Set exercise –
Below are records; please write out exactly the lines from the first line through the line containing "Arial, Helvetica, sans-serif'", with no pictures.

Pages as source code –
************
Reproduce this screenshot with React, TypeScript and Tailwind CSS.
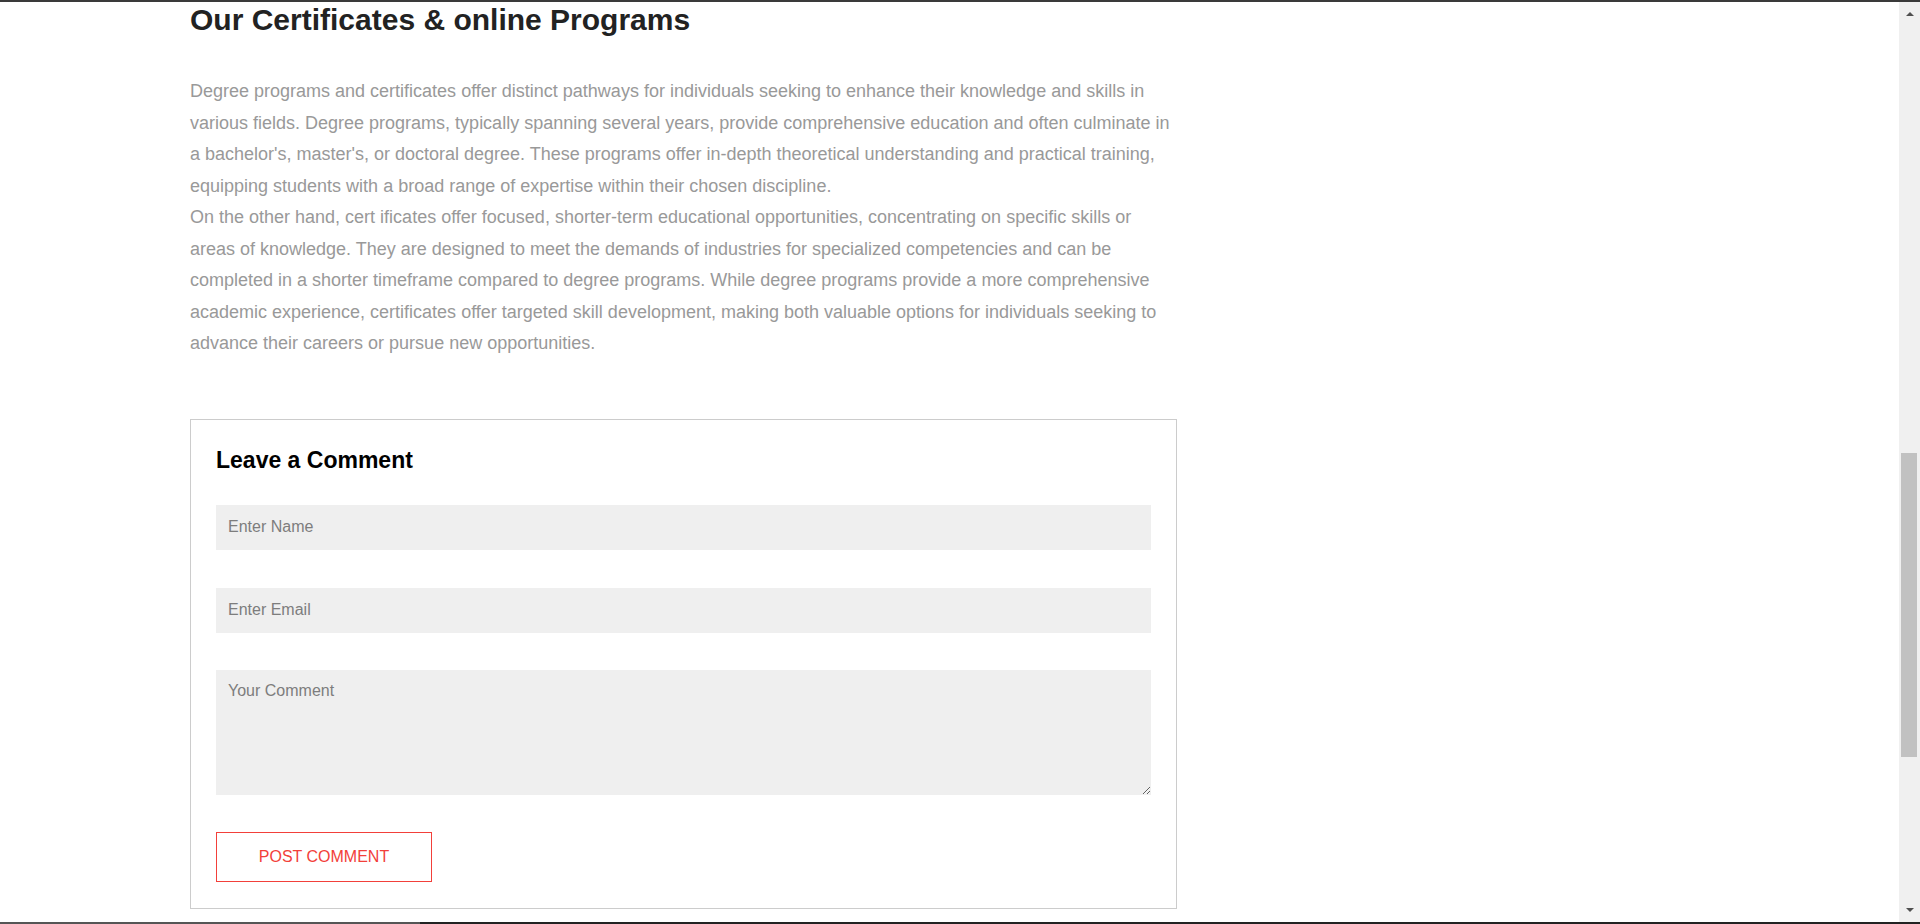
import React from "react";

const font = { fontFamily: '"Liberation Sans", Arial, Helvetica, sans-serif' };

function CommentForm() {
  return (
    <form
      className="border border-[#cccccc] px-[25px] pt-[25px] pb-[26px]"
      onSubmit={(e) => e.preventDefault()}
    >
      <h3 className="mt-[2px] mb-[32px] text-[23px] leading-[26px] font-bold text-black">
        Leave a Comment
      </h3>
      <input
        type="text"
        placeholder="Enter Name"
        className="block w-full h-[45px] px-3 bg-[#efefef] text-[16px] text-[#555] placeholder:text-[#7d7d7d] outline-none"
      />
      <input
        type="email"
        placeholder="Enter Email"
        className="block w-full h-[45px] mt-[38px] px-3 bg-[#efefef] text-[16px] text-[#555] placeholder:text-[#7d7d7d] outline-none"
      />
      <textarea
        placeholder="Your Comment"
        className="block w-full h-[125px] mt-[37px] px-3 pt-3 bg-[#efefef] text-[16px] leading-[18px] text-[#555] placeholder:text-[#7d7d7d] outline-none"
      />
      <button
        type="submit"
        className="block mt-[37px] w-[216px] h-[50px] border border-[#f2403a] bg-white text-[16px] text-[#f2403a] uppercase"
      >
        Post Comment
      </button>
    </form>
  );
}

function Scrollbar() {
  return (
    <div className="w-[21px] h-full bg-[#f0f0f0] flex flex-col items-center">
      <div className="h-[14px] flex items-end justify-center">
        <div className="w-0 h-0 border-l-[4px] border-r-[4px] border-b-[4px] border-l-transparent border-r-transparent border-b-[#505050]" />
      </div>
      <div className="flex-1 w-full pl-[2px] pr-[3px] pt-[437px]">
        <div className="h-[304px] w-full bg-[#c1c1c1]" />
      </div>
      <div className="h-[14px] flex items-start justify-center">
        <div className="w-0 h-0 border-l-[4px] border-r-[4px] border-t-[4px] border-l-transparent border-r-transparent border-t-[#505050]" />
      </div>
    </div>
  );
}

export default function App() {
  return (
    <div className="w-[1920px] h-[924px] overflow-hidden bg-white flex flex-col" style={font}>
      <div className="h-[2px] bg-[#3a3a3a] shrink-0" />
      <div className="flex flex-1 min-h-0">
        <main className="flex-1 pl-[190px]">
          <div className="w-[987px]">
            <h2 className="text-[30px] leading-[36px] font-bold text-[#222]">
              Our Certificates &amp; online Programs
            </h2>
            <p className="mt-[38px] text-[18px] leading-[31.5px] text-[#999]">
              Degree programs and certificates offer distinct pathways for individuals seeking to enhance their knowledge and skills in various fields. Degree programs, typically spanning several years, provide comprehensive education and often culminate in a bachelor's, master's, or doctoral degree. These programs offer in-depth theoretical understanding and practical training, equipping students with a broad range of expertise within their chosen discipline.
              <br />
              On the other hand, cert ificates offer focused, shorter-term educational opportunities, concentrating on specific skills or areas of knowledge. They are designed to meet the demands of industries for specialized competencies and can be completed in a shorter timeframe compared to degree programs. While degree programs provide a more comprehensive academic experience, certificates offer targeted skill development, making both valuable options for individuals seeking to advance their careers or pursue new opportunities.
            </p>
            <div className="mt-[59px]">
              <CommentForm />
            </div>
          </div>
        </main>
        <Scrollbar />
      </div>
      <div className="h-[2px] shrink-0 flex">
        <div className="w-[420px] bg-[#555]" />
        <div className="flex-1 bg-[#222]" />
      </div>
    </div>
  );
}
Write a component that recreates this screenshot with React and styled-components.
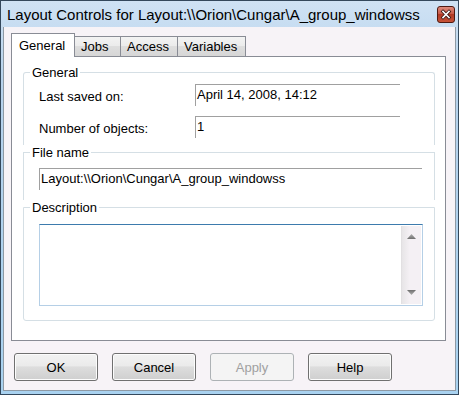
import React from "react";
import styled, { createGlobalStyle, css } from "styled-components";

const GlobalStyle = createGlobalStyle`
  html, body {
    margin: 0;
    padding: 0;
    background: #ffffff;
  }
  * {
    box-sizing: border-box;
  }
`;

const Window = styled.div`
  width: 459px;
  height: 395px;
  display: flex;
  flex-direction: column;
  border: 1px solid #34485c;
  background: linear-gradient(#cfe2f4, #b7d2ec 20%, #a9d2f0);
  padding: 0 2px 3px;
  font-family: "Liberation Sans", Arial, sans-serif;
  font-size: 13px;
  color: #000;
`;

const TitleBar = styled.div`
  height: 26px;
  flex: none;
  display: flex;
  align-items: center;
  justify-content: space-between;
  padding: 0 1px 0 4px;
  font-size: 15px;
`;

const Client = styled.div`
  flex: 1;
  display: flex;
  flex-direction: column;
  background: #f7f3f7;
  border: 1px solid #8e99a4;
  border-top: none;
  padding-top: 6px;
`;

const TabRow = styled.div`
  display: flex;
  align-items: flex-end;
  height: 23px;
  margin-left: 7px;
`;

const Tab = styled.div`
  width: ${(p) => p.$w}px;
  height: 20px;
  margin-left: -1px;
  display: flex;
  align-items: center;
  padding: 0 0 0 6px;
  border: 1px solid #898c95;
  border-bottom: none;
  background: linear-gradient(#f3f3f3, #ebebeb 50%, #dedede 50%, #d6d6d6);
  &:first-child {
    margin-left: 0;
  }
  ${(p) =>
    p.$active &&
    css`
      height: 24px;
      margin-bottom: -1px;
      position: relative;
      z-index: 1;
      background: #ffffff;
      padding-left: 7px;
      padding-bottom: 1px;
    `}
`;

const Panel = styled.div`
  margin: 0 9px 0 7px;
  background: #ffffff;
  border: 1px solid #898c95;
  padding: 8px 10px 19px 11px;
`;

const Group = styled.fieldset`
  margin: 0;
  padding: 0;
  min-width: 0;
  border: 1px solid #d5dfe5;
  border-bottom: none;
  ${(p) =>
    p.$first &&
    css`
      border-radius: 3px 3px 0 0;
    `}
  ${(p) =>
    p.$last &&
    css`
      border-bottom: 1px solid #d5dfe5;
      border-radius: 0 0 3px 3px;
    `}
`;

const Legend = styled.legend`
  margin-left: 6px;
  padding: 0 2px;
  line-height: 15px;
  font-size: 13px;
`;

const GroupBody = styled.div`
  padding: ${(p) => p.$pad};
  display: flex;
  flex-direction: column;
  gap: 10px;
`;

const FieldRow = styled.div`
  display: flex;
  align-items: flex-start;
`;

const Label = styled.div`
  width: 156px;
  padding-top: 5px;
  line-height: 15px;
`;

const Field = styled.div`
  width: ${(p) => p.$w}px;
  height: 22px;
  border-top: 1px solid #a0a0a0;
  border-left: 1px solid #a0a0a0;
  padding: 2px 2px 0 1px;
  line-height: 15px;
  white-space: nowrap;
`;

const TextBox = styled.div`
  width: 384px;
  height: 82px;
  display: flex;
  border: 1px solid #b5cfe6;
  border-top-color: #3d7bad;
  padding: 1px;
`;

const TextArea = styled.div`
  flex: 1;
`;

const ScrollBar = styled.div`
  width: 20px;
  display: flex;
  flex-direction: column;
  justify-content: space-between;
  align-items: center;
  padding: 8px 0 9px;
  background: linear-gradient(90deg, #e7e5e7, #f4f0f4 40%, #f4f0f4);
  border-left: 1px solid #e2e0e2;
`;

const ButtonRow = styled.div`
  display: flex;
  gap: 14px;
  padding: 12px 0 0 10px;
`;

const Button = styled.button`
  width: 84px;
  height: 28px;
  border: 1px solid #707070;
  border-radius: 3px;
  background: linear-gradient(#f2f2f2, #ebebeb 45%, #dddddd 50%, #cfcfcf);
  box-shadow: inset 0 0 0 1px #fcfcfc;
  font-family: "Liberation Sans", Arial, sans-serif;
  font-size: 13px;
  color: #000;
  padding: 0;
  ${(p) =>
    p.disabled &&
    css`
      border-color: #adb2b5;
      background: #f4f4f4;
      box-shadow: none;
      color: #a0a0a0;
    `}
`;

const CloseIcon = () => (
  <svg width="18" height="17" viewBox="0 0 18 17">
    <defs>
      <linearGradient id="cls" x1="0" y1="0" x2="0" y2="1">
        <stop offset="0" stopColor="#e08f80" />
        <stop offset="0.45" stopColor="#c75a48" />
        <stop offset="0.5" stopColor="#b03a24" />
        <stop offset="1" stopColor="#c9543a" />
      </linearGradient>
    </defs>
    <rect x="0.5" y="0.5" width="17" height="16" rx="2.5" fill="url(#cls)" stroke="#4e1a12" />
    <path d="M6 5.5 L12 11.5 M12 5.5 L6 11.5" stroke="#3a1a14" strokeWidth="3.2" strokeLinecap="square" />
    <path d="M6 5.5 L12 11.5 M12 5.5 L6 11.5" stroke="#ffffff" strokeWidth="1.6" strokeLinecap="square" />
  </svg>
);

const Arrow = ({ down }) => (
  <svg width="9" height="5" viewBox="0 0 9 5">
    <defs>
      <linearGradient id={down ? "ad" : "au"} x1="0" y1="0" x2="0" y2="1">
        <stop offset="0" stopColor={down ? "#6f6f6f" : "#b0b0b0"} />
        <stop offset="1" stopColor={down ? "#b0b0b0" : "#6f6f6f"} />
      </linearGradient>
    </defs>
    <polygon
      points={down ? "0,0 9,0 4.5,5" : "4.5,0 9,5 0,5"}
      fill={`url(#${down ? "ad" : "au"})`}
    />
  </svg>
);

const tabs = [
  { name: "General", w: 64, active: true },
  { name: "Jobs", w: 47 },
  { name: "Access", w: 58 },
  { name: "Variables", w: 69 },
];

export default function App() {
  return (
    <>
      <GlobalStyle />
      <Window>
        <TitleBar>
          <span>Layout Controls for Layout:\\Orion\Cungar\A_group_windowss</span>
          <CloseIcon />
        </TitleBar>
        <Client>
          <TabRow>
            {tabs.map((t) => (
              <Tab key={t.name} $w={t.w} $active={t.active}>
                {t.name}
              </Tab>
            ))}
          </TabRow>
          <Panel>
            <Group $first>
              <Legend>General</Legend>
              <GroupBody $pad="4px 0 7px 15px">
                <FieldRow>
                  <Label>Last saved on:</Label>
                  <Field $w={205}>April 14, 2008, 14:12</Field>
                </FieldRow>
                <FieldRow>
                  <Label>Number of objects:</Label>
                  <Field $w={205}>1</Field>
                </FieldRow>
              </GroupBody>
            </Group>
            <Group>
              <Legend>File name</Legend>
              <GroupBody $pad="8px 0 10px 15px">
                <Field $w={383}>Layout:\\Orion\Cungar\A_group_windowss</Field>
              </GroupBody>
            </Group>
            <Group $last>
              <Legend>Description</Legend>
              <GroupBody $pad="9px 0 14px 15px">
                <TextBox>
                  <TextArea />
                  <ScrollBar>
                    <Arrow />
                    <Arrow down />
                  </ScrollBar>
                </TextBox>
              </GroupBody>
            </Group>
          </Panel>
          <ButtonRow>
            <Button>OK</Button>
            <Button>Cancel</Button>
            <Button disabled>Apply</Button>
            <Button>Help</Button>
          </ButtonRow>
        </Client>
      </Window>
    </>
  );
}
************
Result for this exercise –
Reproduce this screenshot with React, TypeScript and Tailwind CSS.
import React from "react";

const font = { fontFamily: '"Liberation Sans", Arial, Helvetica, sans-serif' };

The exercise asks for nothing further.